Dataset content >>
>>>>
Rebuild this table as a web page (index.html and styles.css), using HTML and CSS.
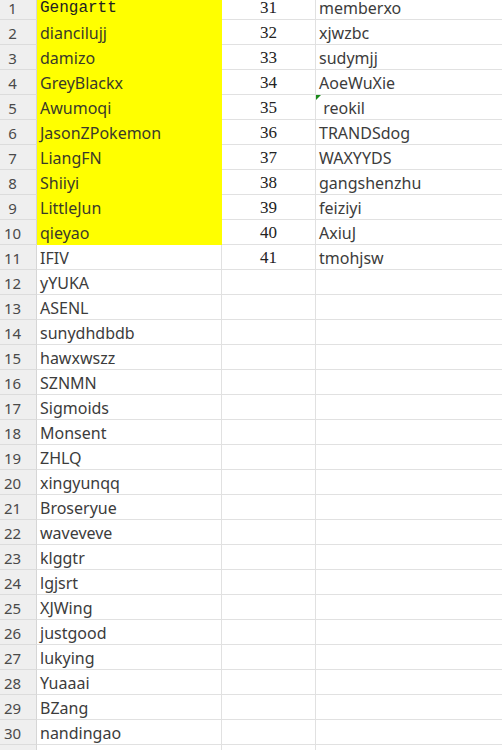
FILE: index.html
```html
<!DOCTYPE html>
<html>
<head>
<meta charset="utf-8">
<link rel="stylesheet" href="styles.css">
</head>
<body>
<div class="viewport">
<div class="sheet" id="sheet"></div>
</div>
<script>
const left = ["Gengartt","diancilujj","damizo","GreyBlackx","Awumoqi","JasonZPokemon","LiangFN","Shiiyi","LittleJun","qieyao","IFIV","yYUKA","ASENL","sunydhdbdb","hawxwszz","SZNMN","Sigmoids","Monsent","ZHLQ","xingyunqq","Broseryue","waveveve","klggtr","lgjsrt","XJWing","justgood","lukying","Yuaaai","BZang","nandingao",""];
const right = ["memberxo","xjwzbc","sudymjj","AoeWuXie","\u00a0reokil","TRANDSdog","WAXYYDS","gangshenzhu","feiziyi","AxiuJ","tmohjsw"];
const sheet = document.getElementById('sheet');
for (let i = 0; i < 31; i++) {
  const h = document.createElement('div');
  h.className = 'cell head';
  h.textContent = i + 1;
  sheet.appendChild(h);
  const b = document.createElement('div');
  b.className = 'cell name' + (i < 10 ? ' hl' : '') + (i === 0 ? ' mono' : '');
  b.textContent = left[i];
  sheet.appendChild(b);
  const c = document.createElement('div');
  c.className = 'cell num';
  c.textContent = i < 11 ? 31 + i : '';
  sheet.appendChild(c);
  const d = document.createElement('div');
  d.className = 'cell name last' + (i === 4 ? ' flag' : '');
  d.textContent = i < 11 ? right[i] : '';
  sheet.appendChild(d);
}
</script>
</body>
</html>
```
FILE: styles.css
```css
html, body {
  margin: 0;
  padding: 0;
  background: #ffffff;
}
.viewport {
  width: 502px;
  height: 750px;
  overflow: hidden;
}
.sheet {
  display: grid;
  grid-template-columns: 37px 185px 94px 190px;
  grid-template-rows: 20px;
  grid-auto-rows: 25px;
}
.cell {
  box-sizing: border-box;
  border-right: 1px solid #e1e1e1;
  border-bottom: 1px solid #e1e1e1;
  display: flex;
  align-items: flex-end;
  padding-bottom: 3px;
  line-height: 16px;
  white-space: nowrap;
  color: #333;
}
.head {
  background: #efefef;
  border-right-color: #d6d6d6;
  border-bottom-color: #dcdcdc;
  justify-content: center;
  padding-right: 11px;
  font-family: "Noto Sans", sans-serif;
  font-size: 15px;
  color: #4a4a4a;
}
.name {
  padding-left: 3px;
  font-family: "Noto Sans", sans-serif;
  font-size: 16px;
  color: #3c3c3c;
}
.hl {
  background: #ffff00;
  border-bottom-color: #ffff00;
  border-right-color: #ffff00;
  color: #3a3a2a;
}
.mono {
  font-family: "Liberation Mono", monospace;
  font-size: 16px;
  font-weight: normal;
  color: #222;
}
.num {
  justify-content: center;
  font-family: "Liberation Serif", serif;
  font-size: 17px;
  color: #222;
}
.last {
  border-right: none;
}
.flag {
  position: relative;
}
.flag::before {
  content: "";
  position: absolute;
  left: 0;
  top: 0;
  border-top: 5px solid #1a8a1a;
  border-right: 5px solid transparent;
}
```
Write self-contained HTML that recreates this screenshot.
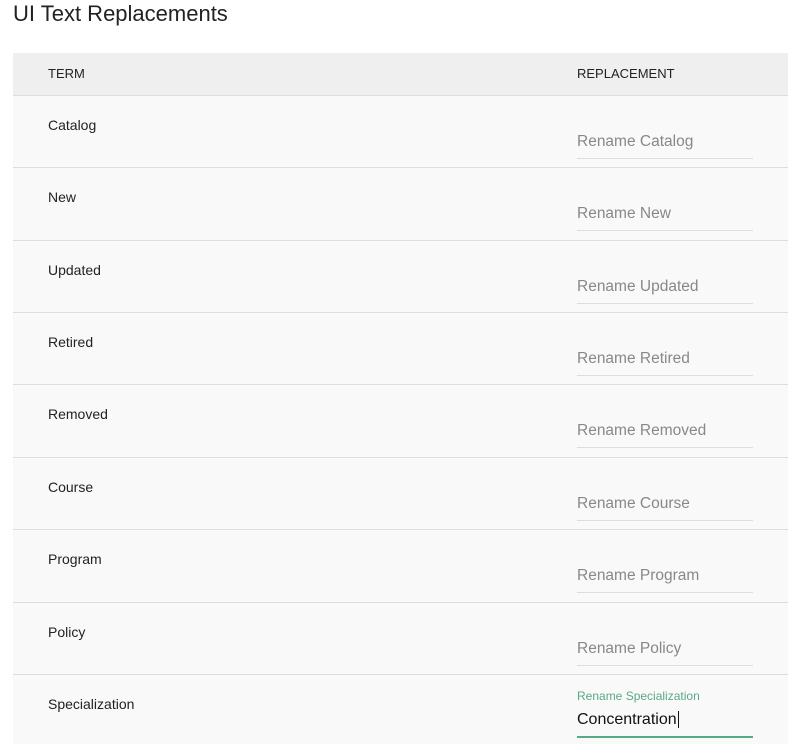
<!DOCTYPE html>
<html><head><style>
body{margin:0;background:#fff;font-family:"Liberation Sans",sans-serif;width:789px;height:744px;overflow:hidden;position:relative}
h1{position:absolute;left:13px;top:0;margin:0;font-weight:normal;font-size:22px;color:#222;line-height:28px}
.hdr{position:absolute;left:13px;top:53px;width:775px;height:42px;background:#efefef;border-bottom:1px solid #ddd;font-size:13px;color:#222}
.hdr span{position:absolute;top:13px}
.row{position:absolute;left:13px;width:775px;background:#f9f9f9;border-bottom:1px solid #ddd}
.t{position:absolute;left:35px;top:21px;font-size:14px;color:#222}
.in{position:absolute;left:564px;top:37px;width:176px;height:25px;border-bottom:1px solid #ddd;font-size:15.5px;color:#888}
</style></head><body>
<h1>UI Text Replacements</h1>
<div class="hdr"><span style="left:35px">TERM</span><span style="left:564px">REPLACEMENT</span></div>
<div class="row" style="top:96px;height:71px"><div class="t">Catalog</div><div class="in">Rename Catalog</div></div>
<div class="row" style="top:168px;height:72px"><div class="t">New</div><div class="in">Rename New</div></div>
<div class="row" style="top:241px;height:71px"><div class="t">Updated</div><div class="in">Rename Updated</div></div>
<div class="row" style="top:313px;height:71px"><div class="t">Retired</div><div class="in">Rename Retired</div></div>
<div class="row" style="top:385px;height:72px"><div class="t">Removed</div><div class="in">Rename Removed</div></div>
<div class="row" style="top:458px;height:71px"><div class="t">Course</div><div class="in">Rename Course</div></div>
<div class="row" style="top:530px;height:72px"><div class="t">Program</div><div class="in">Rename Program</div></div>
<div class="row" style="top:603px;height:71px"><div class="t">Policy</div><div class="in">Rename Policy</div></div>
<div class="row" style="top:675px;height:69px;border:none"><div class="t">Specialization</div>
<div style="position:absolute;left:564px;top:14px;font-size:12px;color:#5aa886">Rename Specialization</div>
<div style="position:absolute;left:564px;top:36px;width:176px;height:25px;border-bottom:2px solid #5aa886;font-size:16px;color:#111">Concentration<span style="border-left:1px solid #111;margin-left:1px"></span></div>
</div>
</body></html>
<<<<
The exercise >>
Excluding the pictures, reproduce every entry exactly as given.

Solved problem >>
Rebuild this table as a web page (index.html and styles.css), using HTML and CSS.
FILE: index.html
```html
<!DOCTYPE html>
<html>
<head>
<meta charset="utf-8">
<link rel="stylesheet" href="styles.css">
</head>
<body>
<div class="viewport">
<div class="sheet" id="sheet"></div>
</div>
<script>
const left = ["Gengartt","diancilujj","damizo","GreyBlackx","Awumoqi","JasonZPokemon","LiangFN","Shiiyi","LittleJun","qieyao","IFIV","yYUKA","ASENL","sunydhdbdb","hawxwszz","SZNMN","Sigmoids","Monsent","ZHLQ","xingyunqq","Broseryue","waveveve","klggtr","lgjsrt","XJWing","justgood","lukying","Yuaaai","BZang","nandingao",""];
const right = ["memberxo","xjwzbc","sudymjj","AoeWuXie","\u00a0reokil","TRANDSdog","WAXYYDS","gangshenzhu","feiziyi","AxiuJ","tmohjsw"];
const sheet = document.getElementById('sheet');
for (let i = 0; i < 31; i++) {
  const h = document.createElement('div');
  h.className = 'cell head';
  h.textContent = i + 1;
  sheet.appendChild(h);
  const b = document.createElement('div');
  b.className = 'cell name' + (i < 10 ? ' hl' : '') + (i === 0 ? ' mono' : '');
  b.textContent = left[i];
  sheet.appendChild(b);
  const c = document.createElement('div');
  c.className = 'cell num';
  c.textContent = i < 11 ? 31 + i : '';
  sheet.appendChild(c);
  const d = document.createElement('div');
  d.className = 'cell name last' + (i === 4 ? ' flag' : '');
  d.textContent = i < 11 ? right[i] : '';
  sheet.appendChild(d);
}
</script>
</body>
</html>
```
FILE: styles.css
```css
html, body {
  margin: 0;
  padding: 0;
  background: #ffffff;
}
.viewport {
  width: 502px;
  height: 750px;
  overflow: hidden;
}
.sheet {
  display: grid;
  grid-template-columns: 37px 185px 94px 190px;
  grid-template-rows: 20px;
  grid-auto-rows: 25px;
}
.cell {
  box-sizing: border-box;
  border-right: 1px solid #e1e1e1;
  border-bottom: 1px solid #e1e1e1;
  display: flex;
  align-items: flex-end;
  padding-bottom: 3px;
  line-height: 16px;
  white-space: nowrap;
  color: #333;
}
.head {
  background: #efefef;
  border-right-color: #d6d6d6;
  border-bottom-color: #dcdcdc;
  justify-content: center;
  padding-right: 11px;
  font-family: "Noto Sans", sans-serif;
  font-size: 15px;
  color: #4a4a4a;
}
.name {
  padding-left: 3px;
  font-family: "Noto Sans", sans-serif;
  font-size: 16px;
  color: #3c3c3c;
}
.hl {
  background: #ffff00;
  border-bottom-color: #ffff00;
  border-right-color: #ffff00;
  color: #3a3a2a;
}
.mono {
  font-family: "Liberation Mono", monospace;
  font-size: 16px;
  font-weight: normal;
  color: #222;
}
.num {
  justify-content: center;
  font-family: "Liberation Serif", serif;
  font-size: 17px;
  color: #222;
}
.last {
  border-right: none;
}
.flag {
  position: relative;
}
.flag::before {
  content: "";
  position: absolute;
  left: 0;
  top: 0;
  border-top: 5px solid #1a8a1a;
  border-right: 5px solid transparent;
}
```
Write self-contained HTML that recreates this screenshot.
<!DOCTYPE html>
<html><head><style>
body{margin:0;background:#fff;font-family:"Liberation Sans",sans-serif;width:789px;height:744px;overflow:hidden;position:relative}
h1{position:absolute;left:13px;top:0;margin:0;font-weight:normal;font-size:22px;color:#222;line-height:28px}
.hdr{position:absolute;left:13px;top:53px;width:775px;height:42px;background:#efefef;border-bottom:1px solid #ddd;font-size:13px;color:#222}
.hdr span{position:absolute;top:13px}
.row{position:absolute;left:13px;width:775px;background:#f9f9f9;border-bottom:1px solid #ddd}
.t{position:absolute;left:35px;top:21px;font-size:14px;color:#222}
.in{position:absolute;left:564px;top:37px;width:176px;height:25px;border-bottom:1px solid #ddd;font-size:15.5px;color:#888}
</style></head><body>
<h1>UI Text Replacements</h1>
<div class="hdr"><span style="left:35px">TERM</span><span style="left:564px">REPLACEMENT</span></div>
<div class="row" style="top:96px;height:71px"><div class="t">Catalog</div><div class="in">Rename Catalog</div></div>
<div class="row" style="top:168px;height:72px"><div class="t">New</div><div class="in">Rename New</div></div>
<div class="row" style="top:241px;height:71px"><div class="t">Updated</div><div class="in">Rename Updated</div></div>
<div class="row" style="top:313px;height:71px"><div class="t">Retired</div><div class="in">Rename Retired</div></div>
<div class="row" style="top:385px;height:72px"><div class="t">Removed</div><div class="in">Rename Removed</div></div>
<div class="row" style="top:458px;height:71px"><div class="t">Course</div><div class="in">Rename Course</div></div>
<div class="row" style="top:530px;height:72px"><div class="t">Program</div><div class="in">Rename Program</div></div>
<div class="row" style="top:603px;height:71px"><div class="t">Policy</div><div class="in">Rename Policy</div></div>
<div class="row" style="top:675px;height:69px;border:none"><div class="t">Specialization</div>
<div style="position:absolute;left:564px;top:14px;font-size:12px;color:#5aa886">Rename Specialization</div>
<div style="position:absolute;left:564px;top:36px;width:176px;height:25px;border-bottom:2px solid #5aa886;font-size:16px;color:#111">Concentration<span style="border-left:1px solid #111;margin-left:1px"></span></div>
</div>
</body></html>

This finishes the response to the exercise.